Uniamoci per l'acqua: "Bene le parole dei sindaci, ma serve coerenza"

Il comitato: "Un attivismo improvviso che profuma troppo di campagna elettorale regionale"

uniamoci per l acqua bene le parole dei sindaci ma serve coerenza

Il monito del comitato Uniamoci per l'acqua...

Grottaminarda.  

"Bene che finalmente un gruppo di sindaci chieda trasparenza e confronto.  Era ora. Ma occorre chiarezza anche su possono fare davvero e cosa no". 

Il monito arriva dal comitato Uniamoci per l'acqua. 

"L'assemblea dei soci di Alto Calore non ha il potere di decidere o bloccare le tariffe.

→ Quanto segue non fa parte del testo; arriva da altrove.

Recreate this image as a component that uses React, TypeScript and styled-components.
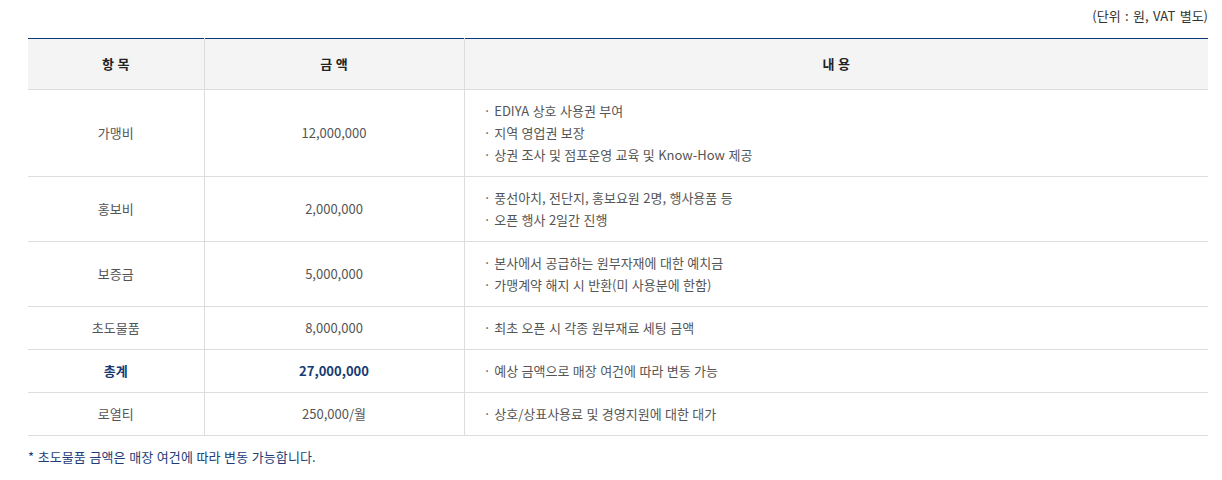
import React from 'react'
import styled, { createGlobalStyle } from 'styled-components'

type Row = {
  item: string
  amount: string
  details: string[]
  total?: boolean
}

const rows: Row[] = [
  {
    item: '가맹비',
    amount: '12,000,000',
    details: ['EDIYA 상호 사용권 부여', '지역 영업권 보장', '상권 조사 및 점포운영 교육 및 Know-How 제공'],
  },
  {
    item: '홍보비',
    amount: '2,000,000',
    details: ['풍선아치, 전단지, 홍보요원 2명, 행사용품 등', '오픈 행사 2일간 진행'],
  },
  {
    item: '보증금',
    amount: '5,000,000',
    details: ['본사에서 공급하는 원부자재에 대한 예치금', '가맹계약 해지 시 반환(미 사용분에 한함)'],
  },
  { item: '초도물품', amount: '8,000,000', details: ['최초 오픈 시 각종 원부재료 세팅 금액'] },
  { item: '총계', amount: '27,000,000', details: ['예상 금액으로 매장 여건에 따라 변동 가능'], total: true },
  { item: '로열티', amount: '250,000/월', details: ['상호/상표사용료 및 경영지원에 대한 대가'] },
]

export default function App() {
  return (
    <>
      <GlobalStyle />
      <Page>
        <Unit>(단위 : 원, VAT 별도)</Unit>
        <Table>
          <colgroup>
            <col style={{ width: 176 }} />
            <col style={{ width: 260 }} />
            <col />
          </colgroup>
          <thead>
            <tr>
              <Th>항 목</Th>
              <Th>금 액</Th>
              <Th>내 용</Th>
            </tr>
          </thead>
          <tbody>
            {rows.map((row) => (
              <tr key={row.item}>
                <Td $total={row.total}>{row.item}</Td>
                <Td $total={row.total}>{row.amount}</Td>
                <Td $left>
                  {row.details.map((line) => (
                    <Line key={line}>· {line}</Line>
                  ))}
                </Td>
              </tr>
            ))}
          </tbody>
        </Table>
        <Note>* 초도물품 금액은 매장 여건에 따라 변동 가능합니다.</Note>
      </Page>
    </>
  )
}

const GlobalStyle = createGlobalStyle`
  body {
    margin: 0;
    background: #fff;
    font-family: "Noto Sans CJK KR", "Noto Sans", sans-serif;
    font-size: 13px;
    color: #555;
    word-spacing: 0.5px;
  }
`
const Page = styled.div`
  padding: 5px 14px 0 28px;
`
const Unit = styled.p`
  margin: 0 0 11px;
  text-align: right;
  line-height: 22px;
  color: #333;
  word-spacing: 1.5px;
`
const Table = styled.table`
  width: 100%;
  border-collapse: collapse;
  table-layout: fixed;
  border-top: 1px solid #0b3a78;
`
const Th = styled.th`
  padding: 14px 0;
  line-height: 22px;
  font-weight: 700;
  color: #222;
  background: #f4f4f4;
  border-bottom: 1px solid #ddd;
  & + & {
    border-left: 1px solid #ddd;
  }
`
const Td = styled.td<{ $total?: boolean; $left?: boolean }>`
  padding: ${(p) => (p.$left ? '10px 19px' : '10px 0')};
  line-height: 22px;
  text-align: ${(p) => (p.$left ? 'left' : 'center')};
  vertical-align: middle;
  border-bottom: 1px solid #ddd;
  color: ${(p) => (p.$total ? '#163a73' : '#555')};
  font-weight: ${(p) => (p.$total ? 700 : 400)};
  & + & {
    border-left: 1px solid #ddd;
  }
`
const Line = styled.div``
const Note = styled.p`
  margin: 10px 0 0;
  line-height: 22px;
  color: #1d3c78;
  letter-spacing: 0.1px;
`
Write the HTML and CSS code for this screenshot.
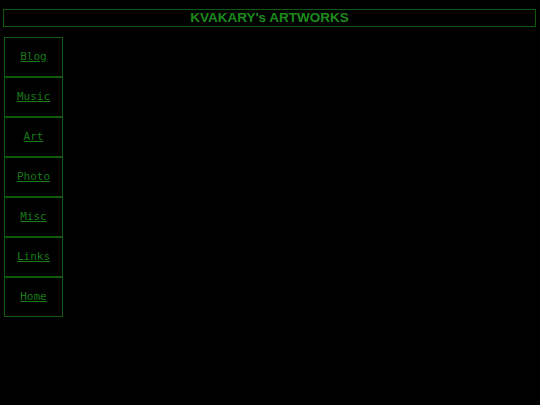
FILE: index.html
```html
<!DOCTYPE html>
<html>
<head>
<meta charset="utf-8">
<link rel="stylesheet" href="styles.css">
</head>
<body>
<div class="header">KVAKARY's ARTWORKS</div>
<nav class="nav">
  <a class="item" href="#">Blog</a>
  <a class="item" href="#">Music</a>
  <a class="item" href="#">Art</a>
  <a class="item" href="#">Photo</a>
  <a class="item" href="#">Misc</a>
  <a class="item" href="#">Links</a>
  <a class="item" href="#">Home</a>
</nav>
</body>
</html>
```
FILE: styles.css
```css
html, body {
  margin: 0;
  padding: 0;
  background: #000;
}
body {
  padding: 9px 4px 0 3px;
}
.header {
  border: 1px solid #0d5a0d;
  height: 16px;
  line-height: 16px;
  text-align: center;
  font-family: "Liberation Sans", Arial, sans-serif;
  font-weight: bold;
  font-size: 13.5px;
  color: #1b8a1b;
}
.nav {
  display: flex;
  flex-direction: column;
  margin-top: 10px;
  margin-left: 1px;
  width: 59px;
}
.item {
  box-sizing: border-box;
  height: 40px;
  padding-bottom: 1px;
  border: 1px solid #0d5a0d;
  display: flex;
  align-items: center;
  justify-content: center;
  font-family: "DejaVu Sans Mono", monospace;
  font-size: 11px;
  color: #187a18;
  text-decoration: underline;
}
```
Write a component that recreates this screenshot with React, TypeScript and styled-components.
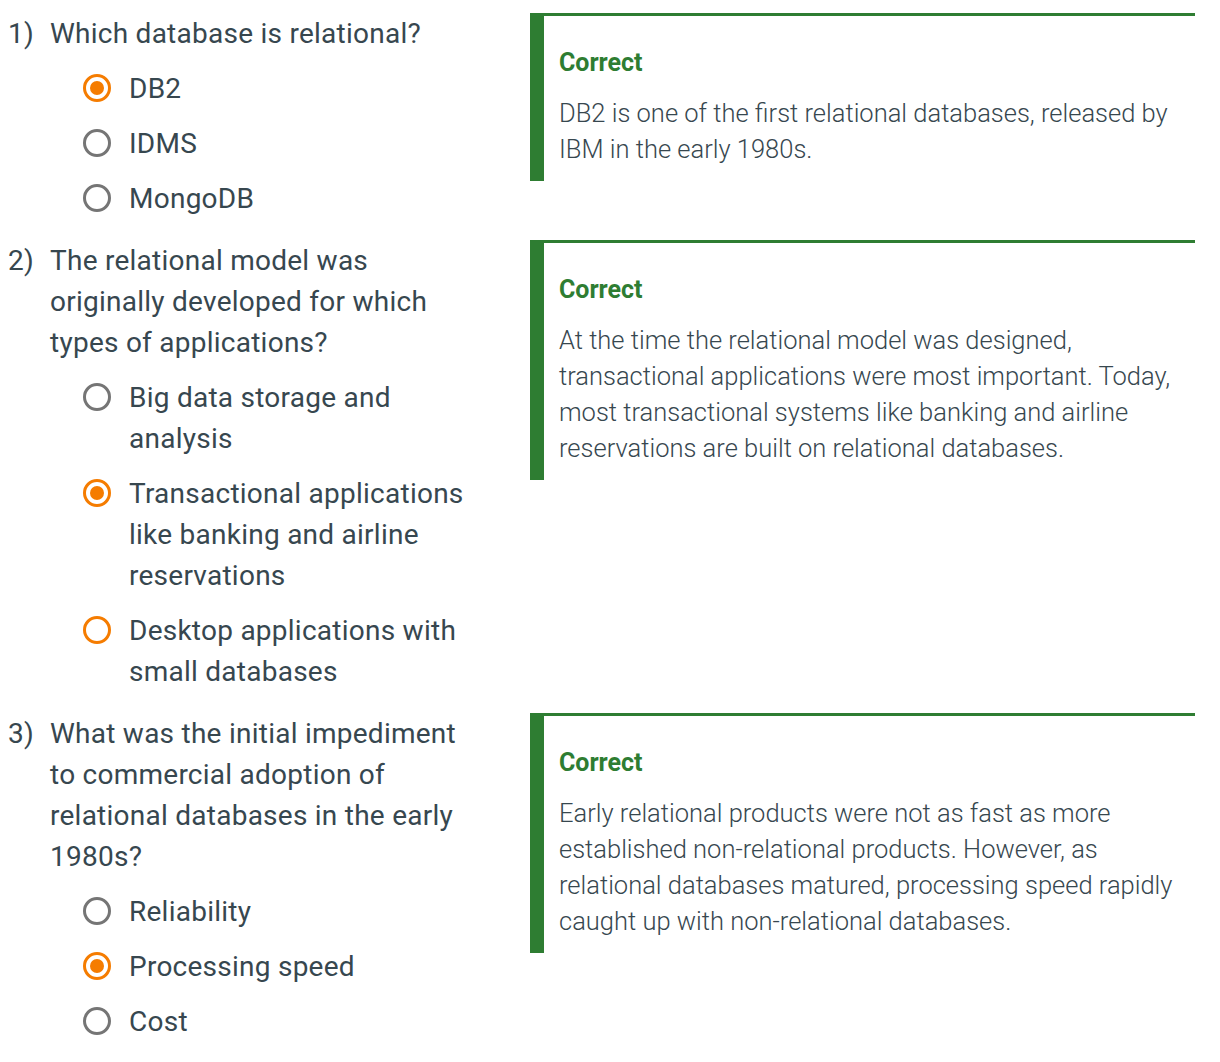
import React from "react";
import styled, { createGlobalStyle } from "styled-components";

const GlobalStyle = createGlobalStyle`
  html, body {
    margin: 0;
    padding: 0;
    background: #ffffff;
  }
  body {
    font-family: Roboto, "Noto Sans", "Liberation Sans", sans-serif;
    color: #37474f;
  }
`;

const Quiz = styled.div`
  display: flex;
  flex-direction: column;
  gap: 21px;
  padding: 13px 25px 0 8px;
`;

const Row = styled.section`
  display: grid;
  grid-template-columns: 472px 1fr;
  column-gap: 50px;
  align-items: start;
`;

const QuestionBlock = styled.div`
  display: flex;
  align-items: flex-start;
`;

const Number = styled.span`
  flex: 0 0 42px;
  font-size: 28px;
  line-height: 41px;
  font-weight: 400;
  letter-spacing: 0.25px;
`;

const QuestionBody = styled.div`
  flex: 1 1 auto;
  min-width: 0;
`;

const Prompt = styled.div`
  font-size: 28px;
  line-height: 41px;
  font-weight: 400;
  letter-spacing: 0.25px;
`;

const Options = styled.ul`
  list-style: none;
  margin: 0;
  padding: 0 0 0 33px;
  display: flex;
  flex-direction: column;
  gap: 14px;
  margin-top: 14px;
`;

const Option = styled.li`
  display: flex;
  align-items: flex-start;
  gap: 18px;
`;

const Radio = styled.span<{ $checked?: boolean; $active?: boolean }>`
  flex: 0 0 28px;
  width: 28px;
  height: 28px;
  margin-top: 6px;
  box-sizing: border-box;
  border-radius: 50%;
  border: 3px solid ${(p) => (p.$checked || p.$active ? "#f57c00" : "#757575")};
  display: flex;
  align-items: center;
  justify-content: center;
  &::after {
    content: "";
    width: 14px;
    height: 14px;
    border-radius: 50%;
    background: #f57c00;
    display: ${(p) => (p.$checked ? "block" : "none")};
  }
`;

const OptionLabel = styled.span`
  font-size: 28px;
  line-height: 41px;
  font-weight: 400;
  letter-spacing: 0.25px;
`;

const Feedback = styled.aside`
  border-top: 3px solid #2e7d32;
  border-left: 14px solid #2e7d32;
  padding: 29px 16px 14px 15px;
`;

const FeedbackTitle = styled.div`
  color: #2e7d32;
  font-size: 25px;
  line-height: 36px;
  font-weight: 700;
  margin-bottom: 14px;
`;

const FeedbackText = styled.p`
  margin: 0;
  font-size: 25.5px;
  line-height: 36px;
  font-weight: 300;
`;

type Q = {
  n: number;
  prompt: string;
  options: { label: string; checked?: boolean; active?: boolean }[];
  feedback: string;
};

const questions: Q[] = [
  {
    n: 1,
    prompt: "Which database is relational?",
    options: [{ label: "DB2", checked: true }, { label: "IDMS" }, { label: "MongoDB" }],
    feedback:
      "DB2 is one of the first relational databases, released by IBM in the early 1980s.",
  },
  {
    n: 2,
    prompt: "The relational model was originally developed for which types of applications?",
    options: [
      { label: "Big data storage and analysis" },
      { label: "Transactional applications like banking and airline reservations", checked: true },
      { label: "Desktop applications with small databases", active: true },
    ],
    feedback:
      "At the time the relational model was designed, transactional applications were most important. Today, most transactional systems like banking and airline reservations are built on relational databases.",
  },
  {
    n: 3,
    prompt:
      "What was the initial impediment to commercial adoption of relational databases in the early 1980s?",
    options: [
      { label: "Reliability" },
      { label: "Processing speed", checked: true },
      { label: "Cost" },
    ],
    feedback:
      "Early relational products were not as fast as more established non-relational products. However, as relational databases matured, processing speed rapidly caught up with non-relational databases.",
  },
];

export default function App() {
  return (
    <>
      <GlobalStyle />
      <Quiz>
        {questions.map((q) => (
          <Row key={q.n}>
            <QuestionBlock>
              <Number>{q.n})</Number>
              <QuestionBody>
                <Prompt>{q.prompt}</Prompt>
                <Options>
                  {q.options.map((o) => (
                    <Option key={o.label}>
                      <Radio $checked={o.checked} $active={o.active} />
                      <OptionLabel>{o.label}</OptionLabel>
                    </Option>
                  ))}
                </Options>
              </QuestionBody>
            </QuestionBlock>
            <Feedback>
              <FeedbackTitle>Correct</FeedbackTitle>
              <FeedbackText>{q.feedback}</FeedbackText>
            </Feedback>
          </Row>
        ))}
      </Quiz>
    </>
  );
}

Le tariffe vengono predisposte dall'ente idrico campano, secondo il metodo arera e solo dopo applicate dal gestore. 

L’assemblea può e deve chiedere revoche, rinvii, nuove proposte, ma il potere legale di fissare le tariffe resta all’Eic.

Quindi lo "stop agli aumenti" non può essere deliberato a Grottaminarda, Montefredane o Avellino: deve passare per decisione formale dell'Eic co copertura economica della Regione. Altrimenti diventa uno slogan pre-elettorale destinato a sciogliersi come neve al sole. Sul merito, le richieste di questi sindaci appaiono in parte giuste ma tardive. 

Chiedono ora un piano industriale e delle linee di mandato, ma la società è commissariata da mesi, con un concordato da 150 milioni di debiti e reti al 70% di dispersione. Parlano di “confronto”, ma finora hanno taciuto davanti ai distacchi notturbi e ai disservizi che colpiscono ogni giorno migliaia di famiglie. Chiedono “partecipazione”, ma in un anno di crisi idrica non hanno mai preteso dati pubblici sui cantieri, sulle perdite o sulle sorgenti.

Insomma, bene le parole, ma serve coerenza. Se vogliono davvero “trasparenza”, allora pretendano che l’Eic pubblichi il piano industriale 2025-2029, con obiettivi verificabili (perdite, investimenti, portate recuperate, ore di erogazione), e che la Regione dichiari se intende finanziare o no la “sterilizzazione” degli aumenti".

E soprattutto chiariscano una volta per tutte - conclude il comitato - se vogliono una gestione pubblica dell'acqua, controllata dai Comuni e dai cittadini, o se si apprestano a spianare la strada alla privatizzazione. 

Senza questi atti concreti, il rischio è che questo “attivismo improvviso” profumi troppo di campagna elettorale regionale. E l'acqua, lo diciamo da tempo, non è nè un bene di mercato e nè una passerella da campagna elettorale.